* _YOUR OBJECTIVE_: Give back exactly the lines from the beginning of the listing below to the line holding "string; children?: ReactNode", both ends included; the pictures stay out.
......
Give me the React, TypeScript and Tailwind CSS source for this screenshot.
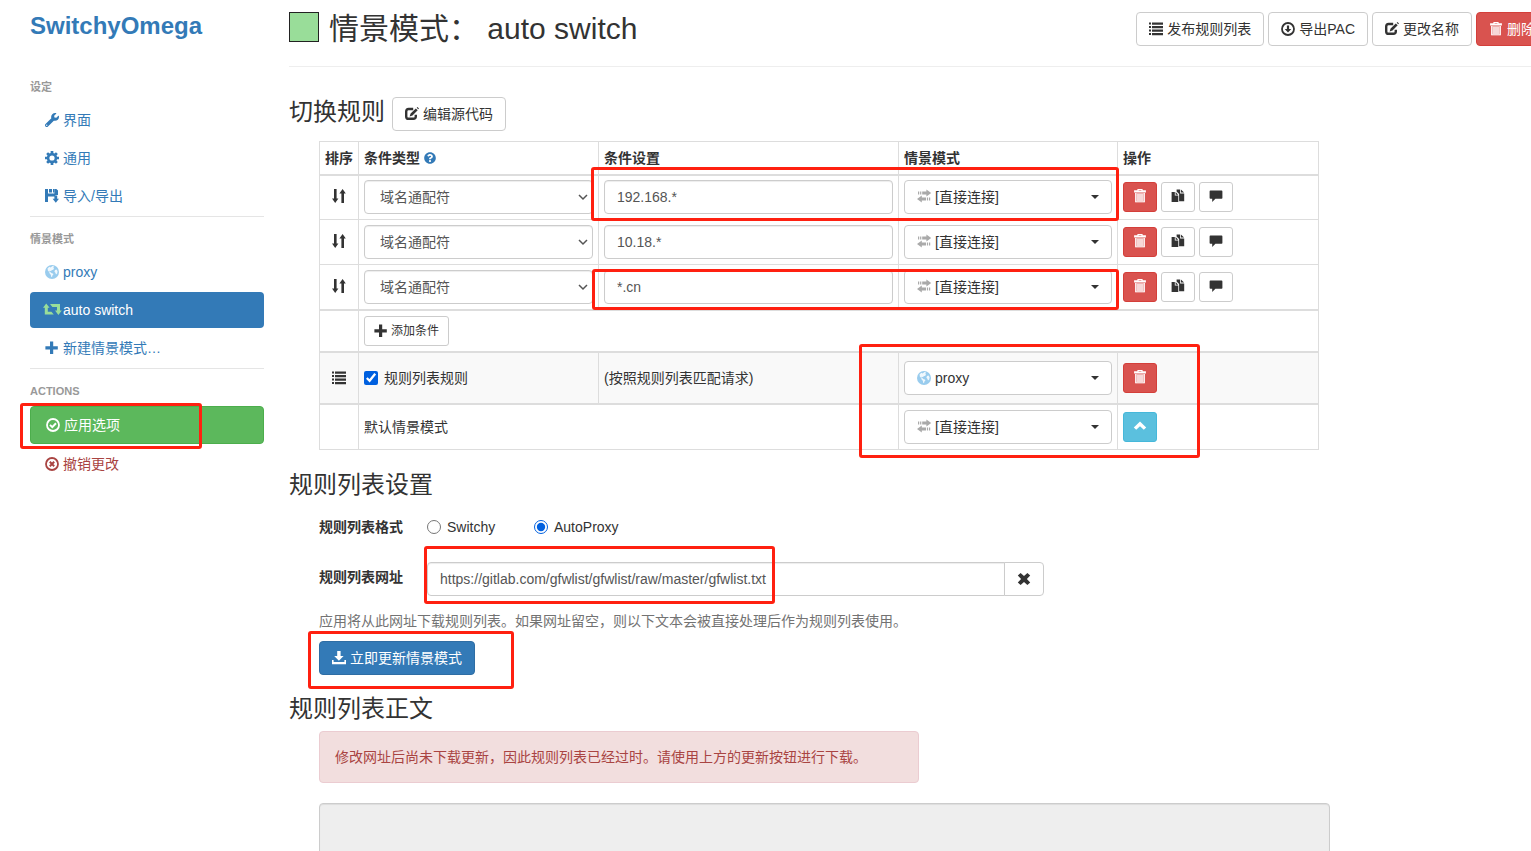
import type { ReactNode } from "react";
import { clsx } from "clsx";
import { FaQuestionCircle, FaWrench } from "react-icons/fa";

type IconProps = { className?: string; children?: ReactNode };

function Icon({ className, children }: IconProps) {
  return (
    <svg
      viewBox="0 0 14 14"
      aria-hidden="true"
      fill="currentColor"
      className={clsx("inline-block h-3.5 w-3.5 shrink-0 overflow-visible", className)}
    >
      {children}
    </svg>
  );
}

function CogIcon() {
  return (
    <Icon>
      <circle cx="7" cy="7" r="3.9" fill="none" stroke="currentColor" strokeWidth="2.6" />
      <g stroke="currentColor" strokeWidth="2.7">
        <path d="M7 0v2.5M7 11.5V14M0 7h2.5M11.5 7H14" />
        <path d="M2.1 2.1l1.7 1.7M10.2 10.2l1.7 1.7M2.1 11.9l1.7-1.7M10.2 3.8l1.7-1.7" />
      </g>
    </Icon>
  );
}

function FloppyIcon() {
  return (
    <Icon>
      <path d="M0 0h3v4.6h6.4V0h2L13 1.6V6h-2.6v1.4H3V13H0z" />
      <path d="M4 0h3v3.6H4zM8 0h1.4v3.6H8z" />
      <path d="M9.4 6.4h2.8v3.4H14L10.8 13.8 7.6 9.8h1.8z" />
    </Icon>
  );
}

function GlobeIcon() {
  return (
    <Icon className="text-[#99ccee]">
      <circle cx="7" cy="7" r="7" />
      <path d="M2.6 3.2L4.6 1.8l1 .6L7.4 1l1.8.6-1 1.4 1 .6-1 1.2-1.6.4-.6 1-1.2-.4-.6.8 1.4.6 1.2 1 1.2.2.4 1-1 1.2-.4 1.6-.8-.4-.4-2-1.2-1.4-.4-1.4-1.4-1.4z" fill="#fff" opacity="0.85" />
      <path d="M10 5l1.6-.6 1 1.8-.4 2.4-1.2 1-.6-1.8-1-1z" fill="#fff" opacity="0.85" />
    </Icon>
  );
}

function RetweetIcon() {
  return (
    <Icon className="text-[#99dd99]">
      <path d="M1.2.6L4.6 4.8H2.8v4h3.6l2.4 2.8H-.2V4.8H-2zM5 1h10v6.6h1.8L13.4 12 10 7.6h2V4H7.4z" />
    </Icon>
  );
}

function PlusIcon() {
  return (
    <Icon>
      <path d="M5 .6h3.2v4.6h4.6v3.2H8.2V13H5V8.4H.4V5.2H5z" />
    </Icon>
  );
}

function Ring({ children }: IconProps) {
  return (
    <Icon>
      <circle cx="7" cy="7" r="6" fill="none" stroke="currentColor" strokeWidth="1.8" />
      {children}
    </Icon>
  );
}

function OkCircleIcon() {
  return (
    <Ring>
      <path d="M4 6.9l2.3 2.2L10 5.3" fill="none" stroke="currentColor" strokeWidth="2" />
    </Ring>
  );
}

function RemoveCircleIcon() {
  return (
    <Ring>
      <path d="M4.8 4.8l4.4 4.4M9.2 4.8L4.8 9.2" stroke="currentColor" strokeWidth="2" />
    </Ring>
  );
}

function DownloadCircleIcon() {
  return (
    <Ring>
      <path d="M5.9 3.4h2.2v3.5h2.2L7 10.6 3.7 6.9h2.2z" />
    </Ring>
  );
}

function ListIcon({ className }: IconProps) {
  return (
    <Icon className={className}>
      <path d="M0 .5h2v2H0zM0 4h2v2H0zM0 7.5h2v2H0zM0 11h2v2H0zM3 .5h11v2.2H3zM3 4h11v2.2H3zM3 7.5h11v2.2H3zM3 11h11v2.2H3z" />
    </Icon>
  );
}

function EditIcon() {
  return (
    <Icon>
      <path d="M8.2 2H3.6Q1.2 2 1.2 4.4v5Q1.2 11.8 3.6 11.8h4.8q2.4 0 2.4-2.4V7.8" fill="none" stroke="currentColor" strokeWidth="2.4" />
      <path d="M10.8 1.4l1.9 1.9-5.2 5.2-2.9 1 1-2.9zM11.7.8l.8-.8L14 1.5l-.8.8z" />
    </Icon>
  );
}

function TrashIcon() {
  return (
    <Icon>
      <path d="M4.4 0h5.2v1.3h3.3v2.2H1.1V1.3h3.3zM5.6 1v.5h2.8V1z" fillRule="evenodd" />
      <path d="M2.2 4h9.6v9.2H2.2z" opacity="0.55" />
      <path d="M2.2 4h1v9.2h-1zM4.5 5h1v7h-1zM6.5 5h1v7h-1zM8.5 5h1v7h-1zM10.8 4h1v9.2h-1zM2.2 12.4h9.6v.8H2.2z" />
    </Icon>
  );
}

function SortIcon() {
  return (
    <Icon className="mb-1">
      <path d="M2 0h2.6v9.6h1.8L3.2 14 0 9.6h2zM9.4 14V4.4H7.4L10.6 0l3.2 4.4H12V14z" />
    </Icon>
  );
}

function CopyIcon() {
  return (
    <Icon>
      <path d="M.6 3h3.2v3.6h3.5V13H.6zM4.6 3l2.6 2.7H4.6z" />
      <path d="M5.6.4h3.5v4h4.1v7.8H8.1V5L5.6 2.6zM9.9.4l3.2 3.2H9.9z" />
    </Icon>
  );
}

function CommentIcon() {
  return (
    <Icon>
      <path d="M1.4 1.6h11.2q.8 0 .8.8V9q0 .8-.8.8H6.4L3.2 13V9.8H1.4q-.8 0-.8-.8V2.4q0-.8.8-.8z" />
    </Icon>
  );
}

function ChevronUpIcon() {
  return (
    <Icon>
      <path d="M7 2.6l6.2 5.8-2.4 2.3L7 7.3l-3.8 3.4L.8 8.4z" />
    </Icon>
  );
}

function RemoveIcon() {
  return (
    <Icon>
      <path d="M3.6.9L7 4.1 10.4.9l2.8 2.7L9.9 7l3.3 3.4-2.8 2.7L7 9.9l-3.4 3.2L.8 10.4 4.1 7 .8 3.6z" />
    </Icon>
  );
}

function DownloadIcon() {
  return (
    <Icon>
      <path d="M5.2 0h3.4v5h3L6.9 9.8 2.2 5h3z" />
      <path d="M0 9h1.6v2h10.8V9H14v4.2H0z" />
    </Icon>
  );
}

function TransferIcon() {
  return (
    <Icon className="text-[#aaaaaa]">
      <path d="M9.4-.4L14.2 3 9.4 6.4V4.6H5.2V1.4h4.2zM1 1.4h1.2v3.2H1zM3.1 1.4h1.2v3.2H3.1z" />
      <path d="M4.8 5.6L0 9l4.8 3.4v-1.8H9V7.4H4.8zM12 7.4h1.2v3.2H12zM9.9 7.4h1.2v3.2H9.9z" />
    </Icon>
  );
}

const buttonColors = {
  default: "border-[#cccccc] bg-white text-[#333333]",
  danger: "border-[#d43f3a] bg-[#d9534f] text-white",
  primary: "border-[#2e6da4] bg-[#337ab7] text-white",
  info: "border-[#46b8da] bg-[#5bc0de] text-white",
};

type ButtonProps = {
  color?: keyof typeof buttonColors;
  icon: ReactNode;
  label?: string;
  children?: ReactNode;
};

function Button({ color = "default", icon, children }: ButtonProps) {
  return (
    <button
      type="button"
      className={clsx("flex h-[34px] shrink-0 items-center gap-1 rounded-sm border px-3 whitespace-nowrap", buttonColors[color])}
    >
      {icon}
      {children}
    </button>
  );
}

function SmallButton({ color = "default", icon, label, children }: ButtonProps) {
  return (
    <button
      type="button"
      aria-label={label}
      className={clsx(
        "flex h-[30px] shrink-0 items-center gap-[3px] rounded-[3px] border px-[9px] text-xs",
        !children && "pb-0.5",
        buttonColors[color],
      )}
    >
      {icon}
      {children}
    </button>
  );
}

function ProfileSelect({ proxy = false }: { proxy?: boolean }) {
  return (
    <button
      type="button"
      aria-haspopup="listbox"
      className="flex h-[34px] w-full items-center gap-1 rounded-sm border border-[#cccccc] bg-white px-3 text-left"
    >
      {proxy ? <GlobeIcon /> : <TransferIcon />}
      <span className="flex-1">{proxy ? "proxy" : "[直接连接]"}</span>
      <svg viewBox="0 0 8 4" aria-hidden="true" className="h-1 w-2" fill="currentColor">
        <path d="M0 0h8L4 4z" />
      </svg>
    </button>
  );
}

// Red frame around a step of the walkthrough
function Mark({ className }: { className: string }) {
  return <span className={clsx("pointer-events-none absolute rounded-[3px] border-3 border-[#ff2010]", className)} />;
}

function NavHeader({ children }: IconProps) {
  return <h2 className="h-[37px] pt-3 text-[11px] leading-5 font-bold text-[#999999]">{children}</h2>;
}

function NavItem({ icon, className = "text-[#337ab7]", children }: IconProps & { icon: ReactNode }) {
  return (
    <a href="#" className={clsx("mb-0.5 flex h-9 items-center gap-1 rounded-sm px-[15px]", className)}>
      {icon}
      {children}
    </a>
  );
}

function Sidebar() {
  return (
    <aside className="w-[264px] shrink-0 pl-[30px]">
      <h1 className="pt-3 text-2xl leading-7 font-bold text-[#337ab7]">
        <a href="#">SwitchyOmega</a>
      </h1>
      <nav className="mt-[25px]">
        <NavHeader>设定</NavHeader>
        <NavItem icon={<FaWrench className="h-3.5 w-3.5" />}>界面</NavItem>
        <NavItem icon={<CogIcon />}>通用</NavItem>
        <NavItem icon={<FloppyIcon />}>导入/导出</NavItem>
        <hr className="mt-px border-[#e5e5e5]" />
        <NavHeader>情景模式</NavHeader>
        <NavItem icon={<GlobeIcon />}>proxy</NavItem>
        <NavItem icon={<RetweetIcon />} className="bg-[#337ab7] text-white">
          auto switch
        </NavItem>
        <NavItem icon={<PlusIcon />}>新建情景模式…</NavItem>
        <hr className="border-[#e5e5e5]" />
        <NavHeader>ACTIONS</NavHeader>
        <div className="relative mb-0.5">
          <button
            type="button"
            className="flex h-[38px] w-full items-center gap-1 rounded-sm border border-[#4cae4c] bg-[#5cb85c] px-[15px] text-white"
          >
            <OkCircleIcon />
            应用选项
          </button>
          <Mark className="-top-[3px] -left-2.5 h-[46px] w-[182px]" />
        </div>
        <NavItem icon={<RemoveCircleIcon />} className="text-[#a94442]">
          撤销更改
        </NavItem>
      </nav>
    </aside>
  );
}

const rules = ["192.168.*", "10.18.*", "*.cn"];

const cell = "border border-[#dddddd] px-[5px]";
const control = "h-[34px] rounded-sm border border-[#cccccc] bg-white text-[#555555] shadow-[inset_0_1px_1px_rgba(0,0,0,0.075)]";

function RuleRow({ pattern }: { pattern: string }) {
  return (
    <tr className="h-[45px]">
      <td className={clsx(cell, "text-center")}>
        <SortIcon />
      </td>
      <td className={cell}>
        <div className="relative">
          <select aria-label="条件类型" className={clsx(control, "block w-full appearance-none px-[15px]")}>
            <option>域名通配符</option>
          </select>
          <svg viewBox="0 0 8 5" aria-hidden="true" className="pointer-events-none absolute top-[15px] right-1.5 h-[5px] w-2 overflow-visible">
            <path d="M0 0l4 4 4-4" fill="none" stroke="#555" strokeWidth="1.5" />
          </svg>
        </div>
      </td>
      <td className={cell}>
        <input type="text" aria-label="条件设置" defaultValue={pattern} className={clsx(control, "block w-full px-3")} />
      </td>
      <td className={cell}>
        <ProfileSelect />
      </td>
      <td className={cell}>
        <div className="flex gap-1">
          <SmallButton color="danger" label="删除" icon={<TrashIcon />} />
          <SmallButton label="复制" icon={<CopyIcon />} />
          <SmallButton label="备注" icon={<CommentIcon />} />
        </div>
      </td>
    </tr>
  );
}

function RulesTable() {
  return (
    <div className="relative mt-2.5 ml-[30px] w-[1000px]">
      <table className="w-full table-fixed border-collapse">
        <colgroup>
          <col className="w-[39px]" />
          <col className="w-[240px]" />
          <col className="w-[300px]" />
          <col className="w-[219px]" />
          <col />
        </colgroup>
        <thead>
          <tr className="h-[33px] text-left">
            <th className={cell}>排序</th>
            <th className={cell}>
              条件类型 <FaQuestionCircle className="inline h-3 w-3 align-[-1px] text-[#337ab7]" />
            </th>
            <th className={cell}>条件设置</th>
            <th className={cell}>情景模式</th>
            <th className={cell}>操作</th>
          </tr>
        </thead>
        <tbody className="border-t-2 border-[#dddddd]">
          {rules.map((pattern) => (
            <RuleRow key={pattern} pattern={pattern} />
          ))}
        </tbody>
        <tbody className="border-t-2 border-[#dddddd]">
          <tr className="h-[42px]">
            <td className={cell} />
            <td className={cell} colSpan={4}>
              <SmallButton icon={<PlusIcon />}>添加条件</SmallButton>
            </td>
          </tr>
        </tbody>
        <tbody className="border-t-2 border-[#dddddd] bg-[#f9f9f9]">
          <tr className="h-[52px]">
            <td className={clsx(cell, "text-center")}>
              <ListIcon className="mb-0.5" />
            </td>
            <td className={cell}>
              <label className="flex items-center gap-1.5">
                <input type="checkbox" defaultChecked className="h-3.5 w-3.5 accent-[#0060df]" />
                规则列表规则
              </label>
            </td>
            <td className={cell}>(按照规则列表匹配请求)</td>
            <td className={cell}>
              <ProfileSelect proxy />
            </td>
            <td className={cell}>
              <SmallButton color="danger" label="删除" icon={<TrashIcon />} />
            </td>
          </tr>
        </tbody>
        <tbody className="border-t-2 border-[#dddddd]">
          <tr className="h-[46px]">
            <td className={cell} />
            <td className={cell} colSpan={2}>
              默认情景模式
            </td>
            <td className={cell}>
              <ProfileSelect />
            </td>
            <td className={cell}>
              <SmallButton color="info" label="上移" icon={<ChevronUpIcon />} />
            </td>
          </tr>
        </tbody>
      </table>
      <Mark className="top-[26px] left-[272px] h-[54px] w-[528px]" />
      <Mark className="top-32 left-[273px] h-[41px] w-[527px]" />
      <Mark className="top-[203px] left-[540px] h-[114px] w-[341px]" />
    </div>
  );
}

function RuleListSettings() {
  return (
    <section className="mt-5">
      <h3 className="pt-px text-2xl leading-7">规则列表设置</h3>
      <div className="ml-[30px]">
        <fieldset className="mt-[18px] flex items-center">
          <legend className="float-left w-[108px] font-bold">规则列表格式</legend>
          <label className="flex w-[107px] items-center gap-1.5">
            <input type="radio" name="format" className="h-3.5 w-3.5 accent-[#0060df]" />
            Switchy
          </label>
          <label className="flex items-center gap-1.5">
            <input type="radio" name="format" defaultChecked className="h-3.5 w-3.5 accent-[#0060df]" />
            AutoProxy
          </label>
        </fieldset>
        <div className="mt-[25px] flex">
          <label htmlFor="list-url" className="w-[108px] pt-[5px] font-bold">
            规则列表网址
          </label>
          <div className="relative flex w-[617px]">
            <input
              id="list-url"
              type="text"
              defaultValue="https://gitlab.com/gfwlist/gfwlist/raw/master/gfwlist.txt"
              className={clsx(control, "min-w-0 flex-1 rounded-r-none px-3")}
            />
            <button
              type="button"
              aria-label="清除"
              className="-ml-px flex h-[34px] w-10 items-center justify-center rounded-r-sm border border-[#cccccc] bg-white"
            >
              <RemoveIcon />
            </button>
            <Mark className="-top-4 -left-[3px] h-[58px] w-[351px]" />
          </div>
        </div>
        <p className="mt-[15px] text-[#737373]">应用将从此网址下载规则列表。如果网址留空，则以下文本会被直接处理后作为规则列表使用。</p>
        <div className="relative mt-2.5 w-fit">
          <Button color="primary" icon={<DownloadIcon />}>
            立即更新情景模式
          </Button>
          <Mark className="-top-2.5 -left-[11px] h-[58px] w-[206px]" />
        </div>
      </div>
    </section>
  );
}

export default function App() {
  return (
    <div className="flex h-screen overflow-hidden bg-white font-['Liberation_Sans','Noto_Sans_CJK_SC',sans-serif] text-sm leading-5 text-[#333333]">
      <Sidebar />
      <main className="ml-[25px] min-w-0 flex-1">
        <header className="-mr-[17px] flex h-[67px] items-start border-b border-[#eeeeee] pt-3">
          <span className="h-[30px] w-[30px] border border-[#222222] bg-[#99dd99]" />
          <h2 className="ml-2.5 flex-1 pt-px text-3xl leading-8 whitespace-nowrap">情景模式： auto switch</h2>
          <div className="flex gap-1">
            <Button icon={<ListIcon />}>发布规则列表</Button>
            <Button icon={<DownloadCircleIcon />}>导出PAC</Button>
            <Button icon={<EditIcon />}>更改名称</Button>
            <Button color="danger" icon={<TrashIcon />}>
              删除
            </Button>
          </div>
        </header>

        <section className="mt-[30px]">
          <div className="flex gap-[7px]">
            <h3 className="pt-px text-2xl leading-7">切换规则</h3>
            <Button icon={<EditIcon />}>编辑源代码</Button>
          </div>
          <RulesTable />
        </section>

        <RuleListSettings />

        <section className="mt-5">
          <h3 className="text-2xl leading-7">规则列表正文</h3>
          <div className="ml-[30px]">
            <p role="alert" className="mt-2 w-[600px] rounded-sm border border-[#ebccd1] bg-[#f2dede] p-[15px] text-[#a94442]">
              修改网址后尚未下载更新，因此规则列表已经过时。请使用上方的更新按钮进行下载。
            </p>
            <textarea
              aria-label="规则列表正文"
              readOnly
              rows={20}
              className="mt-5 block w-[1011px] resize-none rounded-sm border border-[#cccccc] bg-[#eeeeee] px-3 py-1.5 shadow-[inset_0_1px_1px_rgba(0,0,0,0.075)]"
            />
          </div>
        </section>
      </main>
    </div>
  );
}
......
* _OUTPUT FOR THIS EXERCISE_:
Give me the React, TypeScript and Tailwind CSS source for this screenshot.
import type { ReactNode } from "react";
import { clsx } from "clsx";
import { FaQuestionCircle, FaWrench } from "react-icons/fa";

type IconProps = { className?: string; children?: ReactNode };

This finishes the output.